Budapest: If on a winter’s night a traveller…

If on a winter’s night a traveller…

Budapest violinist-chef Istvan Lakatos
Photo: Rachel Côté

At Budapest restaurant, Istvan Lakatos combines his passions for cooking and playing the violin

The intended stop was closed, so my friend and I trudged along an uncharacteristically barren Duluth Street, bundled against the cold, leaning into the wind. Then we saw a lit window, paused, peered in at a bearded violinist, hair swooped back, jamming with a keyboardist whose back was to us. Wasn’t this a restaurant? Was it being used for a rehearsal space? Another man came out to clear snow from the entryway, and we asked if the restaurant was open, and if so, could we get a fairly quick bite? "You’ll have to ask the violinist, he’s the chef," he said.

We walked in, the man paused his playing to look at us quizzically, then welcomed us and went to fetch us menus. I was sorry to stop his playing, however peckish I felt. The violinist-chef is Istvan Lakatos, primarily a musician with cooking as his hobby. Weekdays, Lakatos makes old-school Hungarian food; on weekends, the space becomes an African restaurant while Lakatos tends to his musical career as member of the Musicians of the World Symphony Orchestra. On Fridays, his worlds mesh, with him doling out food before 8 p.m., then assuming the role as fiddler for a Roma music show.

Budapest is a small place and would make for an intimate show. We slid into the corner seat onto colourful yet neutral banquettes. I liked the art on the white textured walls. Meant for the weekend restaurant, I bet, the sculptures were in the style of traditional African masks but made of metal tubes and faux fur. I could see Lakatos busily slicing away in the kitchen in the back.

We started with soup, a simple veg with a paprikash twang. Being a small operation, not everything is always available (I’ll return for the cabbage rolls later, to compare with my husband’s own). The keyboardist alone filled the space with music.

I followed up with Hungarian goulash. Nicely tender cubes of veal in a sauce, again rich with paprika, accompanied by what I know as spaetzle in German (which means "sparrow"), those knobbly egg noodle nubs that go so well with stews. My friend had the Wiener schnitzel, a veal cutlet pounded flat and deep-fried, with a few fried potato rounds. Hers could have used a bit more salt, my dish a bit less, but we were pleased enough.

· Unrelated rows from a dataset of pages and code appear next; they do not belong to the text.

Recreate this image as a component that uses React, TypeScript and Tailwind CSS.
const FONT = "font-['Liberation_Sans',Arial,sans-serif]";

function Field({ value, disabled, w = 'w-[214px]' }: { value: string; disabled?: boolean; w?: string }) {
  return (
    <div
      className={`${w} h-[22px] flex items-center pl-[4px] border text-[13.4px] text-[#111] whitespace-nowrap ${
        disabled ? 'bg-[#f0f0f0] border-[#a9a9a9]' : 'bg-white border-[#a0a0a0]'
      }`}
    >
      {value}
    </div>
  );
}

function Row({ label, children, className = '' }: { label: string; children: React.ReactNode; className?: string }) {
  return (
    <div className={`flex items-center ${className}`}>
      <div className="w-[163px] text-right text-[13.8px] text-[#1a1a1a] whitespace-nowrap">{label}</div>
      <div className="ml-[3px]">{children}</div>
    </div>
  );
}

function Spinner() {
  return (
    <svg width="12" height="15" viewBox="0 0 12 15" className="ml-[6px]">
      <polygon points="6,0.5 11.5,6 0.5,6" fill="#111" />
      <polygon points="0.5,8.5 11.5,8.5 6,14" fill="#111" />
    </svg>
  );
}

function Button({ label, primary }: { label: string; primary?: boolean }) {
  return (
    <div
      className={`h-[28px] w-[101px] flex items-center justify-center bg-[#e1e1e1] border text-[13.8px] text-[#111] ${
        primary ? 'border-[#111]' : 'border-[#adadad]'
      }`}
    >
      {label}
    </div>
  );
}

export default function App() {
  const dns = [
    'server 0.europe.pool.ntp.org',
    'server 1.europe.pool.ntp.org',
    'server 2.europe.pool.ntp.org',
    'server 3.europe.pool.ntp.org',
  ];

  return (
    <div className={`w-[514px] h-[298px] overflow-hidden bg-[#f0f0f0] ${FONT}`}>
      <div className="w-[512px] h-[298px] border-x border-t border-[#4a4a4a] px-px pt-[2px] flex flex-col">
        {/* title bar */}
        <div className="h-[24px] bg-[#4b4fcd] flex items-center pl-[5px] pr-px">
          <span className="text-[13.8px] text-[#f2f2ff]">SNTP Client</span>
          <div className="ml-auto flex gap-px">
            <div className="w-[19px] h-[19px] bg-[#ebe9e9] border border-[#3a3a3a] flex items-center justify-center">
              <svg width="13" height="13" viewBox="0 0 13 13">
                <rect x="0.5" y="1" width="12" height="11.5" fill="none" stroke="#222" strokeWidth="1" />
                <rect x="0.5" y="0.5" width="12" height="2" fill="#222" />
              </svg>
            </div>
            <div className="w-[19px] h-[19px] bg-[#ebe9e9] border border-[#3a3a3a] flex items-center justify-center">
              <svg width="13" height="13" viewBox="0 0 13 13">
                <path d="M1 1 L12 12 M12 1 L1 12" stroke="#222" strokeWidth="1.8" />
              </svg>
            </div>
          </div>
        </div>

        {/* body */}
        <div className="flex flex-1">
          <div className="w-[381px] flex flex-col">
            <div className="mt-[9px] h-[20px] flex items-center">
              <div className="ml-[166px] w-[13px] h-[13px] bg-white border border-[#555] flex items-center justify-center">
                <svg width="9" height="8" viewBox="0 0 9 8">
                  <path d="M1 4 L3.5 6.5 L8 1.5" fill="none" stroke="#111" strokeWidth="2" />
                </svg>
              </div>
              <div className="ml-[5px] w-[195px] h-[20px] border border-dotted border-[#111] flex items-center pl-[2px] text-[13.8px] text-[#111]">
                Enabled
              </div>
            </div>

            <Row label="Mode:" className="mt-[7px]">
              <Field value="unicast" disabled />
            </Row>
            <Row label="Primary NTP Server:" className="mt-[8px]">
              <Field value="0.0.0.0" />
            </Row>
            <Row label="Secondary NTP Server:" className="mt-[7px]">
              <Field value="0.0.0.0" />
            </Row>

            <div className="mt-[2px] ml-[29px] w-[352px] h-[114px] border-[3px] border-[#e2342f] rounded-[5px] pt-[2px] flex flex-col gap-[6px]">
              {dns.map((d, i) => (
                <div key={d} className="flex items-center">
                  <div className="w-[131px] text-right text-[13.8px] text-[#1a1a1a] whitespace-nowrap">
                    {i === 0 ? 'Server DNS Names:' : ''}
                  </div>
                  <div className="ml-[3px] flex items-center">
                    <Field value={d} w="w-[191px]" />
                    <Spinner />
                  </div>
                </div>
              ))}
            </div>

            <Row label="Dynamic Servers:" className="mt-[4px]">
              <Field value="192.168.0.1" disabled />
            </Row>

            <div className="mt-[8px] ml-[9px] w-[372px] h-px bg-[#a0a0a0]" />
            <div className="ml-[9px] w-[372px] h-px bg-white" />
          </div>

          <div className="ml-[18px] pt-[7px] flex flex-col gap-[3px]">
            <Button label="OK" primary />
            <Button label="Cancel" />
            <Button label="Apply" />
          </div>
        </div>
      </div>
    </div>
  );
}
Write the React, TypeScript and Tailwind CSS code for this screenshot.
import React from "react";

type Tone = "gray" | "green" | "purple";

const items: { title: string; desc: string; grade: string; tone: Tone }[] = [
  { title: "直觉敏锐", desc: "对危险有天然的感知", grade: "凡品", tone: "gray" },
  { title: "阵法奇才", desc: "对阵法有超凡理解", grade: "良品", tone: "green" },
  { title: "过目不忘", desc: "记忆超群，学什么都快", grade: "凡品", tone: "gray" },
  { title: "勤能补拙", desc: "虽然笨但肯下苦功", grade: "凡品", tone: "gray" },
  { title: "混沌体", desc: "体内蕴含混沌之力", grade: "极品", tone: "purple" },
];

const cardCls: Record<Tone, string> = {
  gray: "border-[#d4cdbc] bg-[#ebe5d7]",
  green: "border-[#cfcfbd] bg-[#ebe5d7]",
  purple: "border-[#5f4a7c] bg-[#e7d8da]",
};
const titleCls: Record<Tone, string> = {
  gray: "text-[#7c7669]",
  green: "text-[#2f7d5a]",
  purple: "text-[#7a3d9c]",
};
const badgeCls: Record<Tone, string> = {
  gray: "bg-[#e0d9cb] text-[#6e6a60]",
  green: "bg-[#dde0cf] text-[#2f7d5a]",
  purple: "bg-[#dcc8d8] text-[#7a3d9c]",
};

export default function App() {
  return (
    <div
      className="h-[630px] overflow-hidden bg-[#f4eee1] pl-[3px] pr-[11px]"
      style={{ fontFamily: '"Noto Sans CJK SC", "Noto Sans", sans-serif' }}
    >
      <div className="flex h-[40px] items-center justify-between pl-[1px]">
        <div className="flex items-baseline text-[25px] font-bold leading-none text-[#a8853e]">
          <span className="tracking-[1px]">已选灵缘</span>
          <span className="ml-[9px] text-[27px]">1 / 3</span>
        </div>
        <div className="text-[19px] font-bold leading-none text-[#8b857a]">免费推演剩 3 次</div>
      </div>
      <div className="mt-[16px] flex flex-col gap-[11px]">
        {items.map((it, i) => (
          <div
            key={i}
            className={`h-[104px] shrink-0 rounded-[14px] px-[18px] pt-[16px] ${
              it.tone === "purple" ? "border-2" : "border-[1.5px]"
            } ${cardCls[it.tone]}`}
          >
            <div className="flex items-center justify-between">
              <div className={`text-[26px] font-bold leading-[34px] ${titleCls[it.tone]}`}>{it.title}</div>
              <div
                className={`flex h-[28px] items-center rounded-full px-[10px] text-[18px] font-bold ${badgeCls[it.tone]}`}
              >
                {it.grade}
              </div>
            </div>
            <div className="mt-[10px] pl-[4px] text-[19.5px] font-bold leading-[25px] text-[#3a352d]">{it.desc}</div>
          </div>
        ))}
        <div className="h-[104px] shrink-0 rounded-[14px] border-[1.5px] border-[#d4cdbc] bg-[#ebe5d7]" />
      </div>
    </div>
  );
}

To top off our evening with sweets, we turned to an apricot-stuffed crepe with a light chocolate sauce and a lovely swirly homemade coffee cake.

The prices are low, and not taxed because the space is a cultural centre, also home to Galerie Fokus (so tip generously, and remember the musicians). Budapest, with its raffish mix of modes, reminded me of rabbit holes I’d stumble upon when I first moved to Montreal long ago, where art, food and music jumbled together unexpectedly and effortlessly.